[Saved entries]
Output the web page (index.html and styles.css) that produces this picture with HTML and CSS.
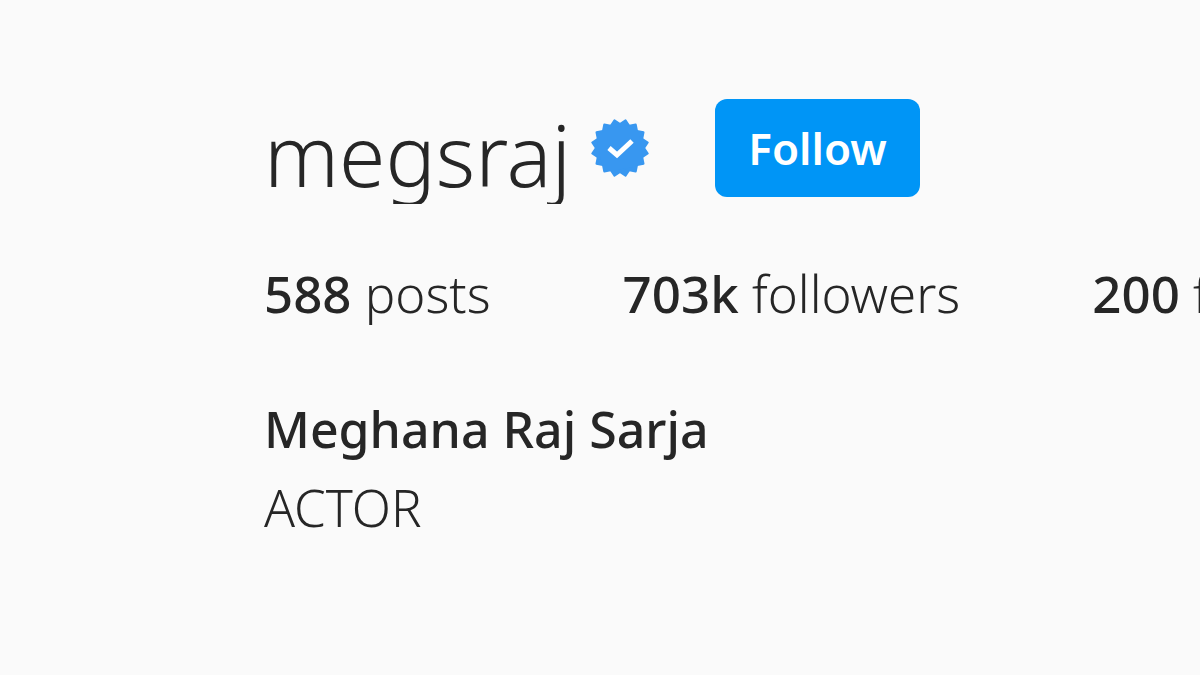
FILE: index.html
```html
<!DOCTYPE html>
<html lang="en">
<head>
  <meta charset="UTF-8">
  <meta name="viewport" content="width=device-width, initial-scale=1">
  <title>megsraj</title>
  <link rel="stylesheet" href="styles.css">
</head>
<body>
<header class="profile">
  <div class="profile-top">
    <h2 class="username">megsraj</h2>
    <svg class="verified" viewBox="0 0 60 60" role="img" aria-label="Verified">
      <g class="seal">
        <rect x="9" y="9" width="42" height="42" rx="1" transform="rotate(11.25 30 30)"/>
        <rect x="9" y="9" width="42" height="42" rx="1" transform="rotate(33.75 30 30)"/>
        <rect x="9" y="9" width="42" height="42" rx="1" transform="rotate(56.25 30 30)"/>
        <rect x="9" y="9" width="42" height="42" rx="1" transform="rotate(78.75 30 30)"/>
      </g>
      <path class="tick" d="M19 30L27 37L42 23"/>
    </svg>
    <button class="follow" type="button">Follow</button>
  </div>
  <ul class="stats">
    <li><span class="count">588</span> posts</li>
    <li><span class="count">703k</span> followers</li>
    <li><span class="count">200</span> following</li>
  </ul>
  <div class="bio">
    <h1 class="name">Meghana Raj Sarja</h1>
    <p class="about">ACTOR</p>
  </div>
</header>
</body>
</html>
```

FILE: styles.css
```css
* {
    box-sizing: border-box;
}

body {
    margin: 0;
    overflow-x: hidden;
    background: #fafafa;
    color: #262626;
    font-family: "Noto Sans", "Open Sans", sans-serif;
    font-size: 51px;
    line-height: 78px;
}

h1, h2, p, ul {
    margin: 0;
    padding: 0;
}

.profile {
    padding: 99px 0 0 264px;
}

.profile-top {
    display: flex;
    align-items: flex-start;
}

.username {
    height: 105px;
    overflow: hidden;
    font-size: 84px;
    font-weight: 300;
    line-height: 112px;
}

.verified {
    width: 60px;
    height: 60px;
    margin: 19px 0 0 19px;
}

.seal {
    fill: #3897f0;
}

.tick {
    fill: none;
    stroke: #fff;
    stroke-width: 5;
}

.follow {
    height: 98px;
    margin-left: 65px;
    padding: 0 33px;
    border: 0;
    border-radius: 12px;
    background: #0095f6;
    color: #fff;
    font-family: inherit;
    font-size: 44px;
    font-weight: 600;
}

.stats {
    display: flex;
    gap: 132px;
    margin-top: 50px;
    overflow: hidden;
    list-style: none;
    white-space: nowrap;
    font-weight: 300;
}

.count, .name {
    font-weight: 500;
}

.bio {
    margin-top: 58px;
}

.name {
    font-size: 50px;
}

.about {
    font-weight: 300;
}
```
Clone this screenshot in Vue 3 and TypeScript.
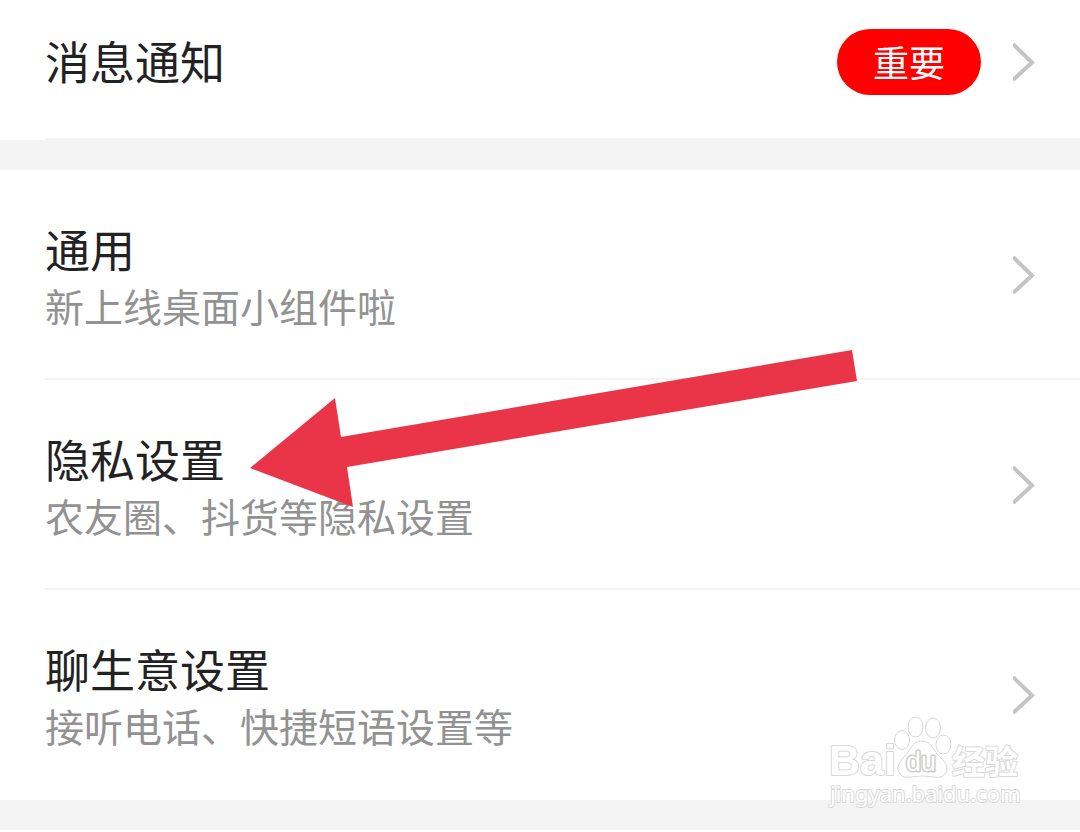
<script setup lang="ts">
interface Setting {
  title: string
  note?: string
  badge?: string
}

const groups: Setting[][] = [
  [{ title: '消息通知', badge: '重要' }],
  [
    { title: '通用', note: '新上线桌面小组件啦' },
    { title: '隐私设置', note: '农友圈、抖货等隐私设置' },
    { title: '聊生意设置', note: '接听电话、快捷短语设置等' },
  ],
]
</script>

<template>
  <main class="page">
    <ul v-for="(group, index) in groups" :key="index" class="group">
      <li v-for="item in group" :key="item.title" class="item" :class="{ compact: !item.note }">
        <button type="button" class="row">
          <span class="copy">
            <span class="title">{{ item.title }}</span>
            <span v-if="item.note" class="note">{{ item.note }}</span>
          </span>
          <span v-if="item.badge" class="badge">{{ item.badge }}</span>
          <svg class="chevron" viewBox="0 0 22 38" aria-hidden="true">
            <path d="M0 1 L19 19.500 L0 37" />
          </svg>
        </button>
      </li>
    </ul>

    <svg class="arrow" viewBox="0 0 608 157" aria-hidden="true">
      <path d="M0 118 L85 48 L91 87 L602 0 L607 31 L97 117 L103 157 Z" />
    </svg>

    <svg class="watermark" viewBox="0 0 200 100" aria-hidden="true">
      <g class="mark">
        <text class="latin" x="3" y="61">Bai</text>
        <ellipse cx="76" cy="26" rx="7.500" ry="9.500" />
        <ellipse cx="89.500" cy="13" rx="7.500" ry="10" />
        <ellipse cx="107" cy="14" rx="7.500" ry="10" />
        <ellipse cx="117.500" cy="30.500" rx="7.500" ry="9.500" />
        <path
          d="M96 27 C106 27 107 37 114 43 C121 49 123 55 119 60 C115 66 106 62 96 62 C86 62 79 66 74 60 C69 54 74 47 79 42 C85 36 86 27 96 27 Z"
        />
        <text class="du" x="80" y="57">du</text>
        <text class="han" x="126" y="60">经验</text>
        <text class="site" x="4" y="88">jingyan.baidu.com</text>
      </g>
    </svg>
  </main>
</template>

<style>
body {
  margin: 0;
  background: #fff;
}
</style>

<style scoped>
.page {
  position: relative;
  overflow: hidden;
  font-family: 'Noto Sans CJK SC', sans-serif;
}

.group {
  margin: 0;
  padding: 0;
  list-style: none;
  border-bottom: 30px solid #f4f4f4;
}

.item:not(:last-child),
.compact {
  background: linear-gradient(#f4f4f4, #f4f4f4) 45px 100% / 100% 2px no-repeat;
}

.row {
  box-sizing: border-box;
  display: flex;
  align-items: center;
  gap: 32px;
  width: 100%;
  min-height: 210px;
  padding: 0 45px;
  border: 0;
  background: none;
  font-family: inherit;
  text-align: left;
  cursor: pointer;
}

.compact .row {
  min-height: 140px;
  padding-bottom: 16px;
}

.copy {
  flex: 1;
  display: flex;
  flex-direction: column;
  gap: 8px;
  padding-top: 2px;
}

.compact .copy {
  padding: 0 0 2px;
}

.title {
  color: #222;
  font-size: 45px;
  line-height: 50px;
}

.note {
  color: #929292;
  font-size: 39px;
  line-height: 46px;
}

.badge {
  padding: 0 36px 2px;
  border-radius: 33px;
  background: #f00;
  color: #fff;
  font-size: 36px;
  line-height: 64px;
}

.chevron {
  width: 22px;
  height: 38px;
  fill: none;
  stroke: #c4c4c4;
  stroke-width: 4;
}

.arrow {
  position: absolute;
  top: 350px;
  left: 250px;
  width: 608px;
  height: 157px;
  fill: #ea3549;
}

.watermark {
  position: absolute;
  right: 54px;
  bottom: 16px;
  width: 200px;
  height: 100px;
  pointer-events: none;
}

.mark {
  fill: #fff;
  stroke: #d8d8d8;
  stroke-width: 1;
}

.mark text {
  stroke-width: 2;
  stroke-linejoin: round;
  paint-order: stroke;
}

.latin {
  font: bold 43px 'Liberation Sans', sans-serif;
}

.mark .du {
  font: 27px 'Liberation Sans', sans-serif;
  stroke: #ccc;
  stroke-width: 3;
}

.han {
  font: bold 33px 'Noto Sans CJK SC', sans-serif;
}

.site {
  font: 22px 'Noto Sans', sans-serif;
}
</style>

**AIM:**
Omit the pictures and output all of the other material exactly.

**ANSWER TO THIS PROBLEM:**
Output the web page (index.html and styles.css) that produces this picture with HTML and CSS.
FILE: index.html
```html
<!DOCTYPE html>
<html lang="en">
<head>
  <meta charset="UTF-8">
  <meta name="viewport" content="width=device-width, initial-scale=1">
  <title>megsraj</title>
  <link rel="stylesheet" href="styles.css">
</head>
<body>
<header class="profile">
  <div class="profile-top">
    <h2 class="username">megsraj</h2>
    <svg class="verified" viewBox="0 0 60 60" role="img" aria-label="Verified">
      <g class="seal">
        <rect x="9" y="9" width="42" height="42" rx="1" transform="rotate(11.25 30 30)"/>
        <rect x="9" y="9" width="42" height="42" rx="1" transform="rotate(33.75 30 30)"/>
        <rect x="9" y="9" width="42" height="42" rx="1" transform="rotate(56.25 30 30)"/>
        <rect x="9" y="9" width="42" height="42" rx="1" transform="rotate(78.75 30 30)"/>
      </g>
      <path class="tick" d="M19 30L27 37L42 23"/>
    </svg>
    <button class="follow" type="button">Follow</button>
  </div>
  <ul class="stats">
    <li><span class="count">588</span> posts</li>
    <li><span class="count">703k</span> followers</li>
    <li><span class="count">200</span> following</li>
  </ul>
  <div class="bio">
    <h1 class="name">Meghana Raj Sarja</h1>
    <p class="about">ACTOR</p>
  </div>
</header>
</body>
</html>
```

FILE: styles.css
```css
* {
    box-sizing: border-box;
}

body {
    margin: 0;
    overflow-x: hidden;
    background: #fafafa;
    color: #262626;
    font-family: "Noto Sans", "Open Sans", sans-serif;
    font-size: 51px;
    line-height: 78px;
}

h1, h2, p, ul {
    margin: 0;
    padding: 0;
}

.profile {
    padding: 99px 0 0 264px;
}

.profile-top {
    display: flex;
    align-items: flex-start;
}

.username {
    height: 105px;
    overflow: hidden;
    font-size: 84px;
    font-weight: 300;
    line-height: 112px;
}

.verified {
    width: 60px;
    height: 60px;
    margin: 19px 0 0 19px;
}

.seal {
    fill: #3897f0;
}

.tick {
    fill: none;
    stroke: #fff;
    stroke-width: 5;
}

.follow {
    height: 98px;
    margin-left: 65px;
    padding: 0 33px;
    border: 0;
    border-radius: 12px;
    background: #0095f6;
    color: #fff;
    font-family: inherit;
    font-size: 44px;
    font-weight: 600;
}

.stats {
    display: flex;
    gap: 132px;
    margin-top: 50px;
    overflow: hidden;
    list-style: none;
    white-space: nowrap;
    font-weight: 300;
}

.count, .name {
    font-weight: 500;
}

.bio {
    margin-top: 58px;
}

.name {
    font-size: 50px;
}

.about {
    font-weight: 300;
}
```
Clone this screenshot in Vue 3 and TypeScript.
<script setup lang="ts">
interface Setting {
  title: string
  note?: string
  badge?: string
}

const groups: Setting[][] = [
  [{ title: '消息通知', badge: '重要' }],
  [
    { title: '通用', note: '新上线桌面小组件啦' },
    { title: '隐私设置', note: '农友圈、抖货等隐私设置' },
    { title: '聊生意设置', note: '接听电话、快捷短语设置等' },
  ],
]
</script>

<template>
  <main class="page">
    <ul v-for="(group, index) in groups" :key="index" class="group">
      <li v-for="item in group" :key="item.title" class="item" :class="{ compact: !item.note }">
        <button type="button" class="row">
          <span class="copy">
            <span class="title">{{ item.title }}</span>
            <span v-if="item.note" class="note">{{ item.note }}</span>
          </span>
          <span v-if="item.badge" class="badge">{{ item.badge }}</span>
          <svg class="chevron" viewBox="0 0 22 38" aria-hidden="true">
            <path d="M0 1 L19 19.500 L0 37" />
          </svg>
        </button>
      </li>
    </ul>

    <svg class="arrow" viewBox="0 0 608 157" aria-hidden="true">
      <path d="M0 118 L85 48 L91 87 L602 0 L607 31 L97 117 L103 157 Z" />
    </svg>

    <svg class="watermark" viewBox="0 0 200 100" aria-hidden="true">
      <g class="mark">
        <text class="latin" x="3" y="61">Bai</text>
        <ellipse cx="76" cy="26" rx="7.500" ry="9.500" />
        <ellipse cx="89.500" cy="13" rx="7.500" ry="10" />
        <ellipse cx="107" cy="14" rx="7.500" ry="10" />
        <ellipse cx="117.500" cy="30.500" rx="7.500" ry="9.500" />
        <path
          d="M96 27 C106 27 107 37 114 43 C121 49 123 55 119 60 C115 66 106 62 96 62 C86 62 79 66 74 60 C69 54 74 47 79 42 C85 36 86 27 96 27 Z"
        />
        <text class="du" x="80" y="57">du</text>
        <text class="han" x="126" y="60">经验</text>
        <text class="site" x="4" y="88">jingyan.baidu.com</text>
      </g>
    </svg>
  </main>
</template>

<style>
body {
  margin: 0;
  background: #fff;
}
</style>

<style scoped>
.page {
  position: relative;
  overflow: hidden;
  font-family: 'Noto Sans CJK SC', sans-serif;
}

.group {
  margin: 0;
  padding: 0;
  list-style: none;
  border-bottom: 30px solid #f4f4f4;
}

.item:not(:last-child),
.compact {
  background: linear-gradient(#f4f4f4, #f4f4f4) 45px 100% / 100% 2px no-repeat;
}

.row {
  box-sizing: border-box;
  display: flex;
  align-items: center;
  gap: 32px;
  width: 100%;
  min-height: 210px;
  padding: 0 45px;
  border: 0;
  background: none;
  font-family: inherit;
  text-align: left;
  cursor: pointer;
}

.compact .row {
  min-height: 140px;
  padding-bottom: 16px;
}

.copy {
  flex: 1;
  display: flex;
  flex-direction: column;
  gap: 8px;
  padding-top: 2px;
}

.compact .copy {
  padding: 0 0 2px;
}

.title {
  color: #222;
  font-size: 45px;
  line-height: 50px;
}

.note {
  color: #929292;
  font-size: 39px;
  line-height: 46px;
}

.badge {
  padding: 0 36px 2px;
  border-radius: 33px;
  background: #f00;
  color: #fff;
  font-size: 36px;
  line-height: 64px;
}

.chevron {
  width: 22px;
  height: 38px;
  fill: none;
  stroke: #c4c4c4;
  stroke-width: 4;
}

.arrow {
  position: absolute;
  top: 350px;
  left: 250px;
  width: 608px;
  height: 157px;
  fill: #ea3549;
}

.watermark {
  position: absolute;
  right: 54px;
  bottom: 16px;
  width: 200px;
  height: 100px;
  pointer-events: none;
}

.mark {
  fill: #fff;
  stroke: #d8d8d8;
  stroke-width: 1;
}

.mark text {
  stroke-width: 2;
  stroke-linejoin: round;
  paint-order: stroke;
}

.latin {
  font: bold 43px 'Liberation Sans', sans-serif;
}

.mark .du {
  font: 27px 'Liberation Sans', sans-serif;
  stroke: #ccc;
  stroke-width: 3;
}

.han {
  font: bold 33px 'Noto Sans CJK SC', sans-serif;
}

.site {
  font: 22px 'Noto Sans', sans-serif;
}
</style>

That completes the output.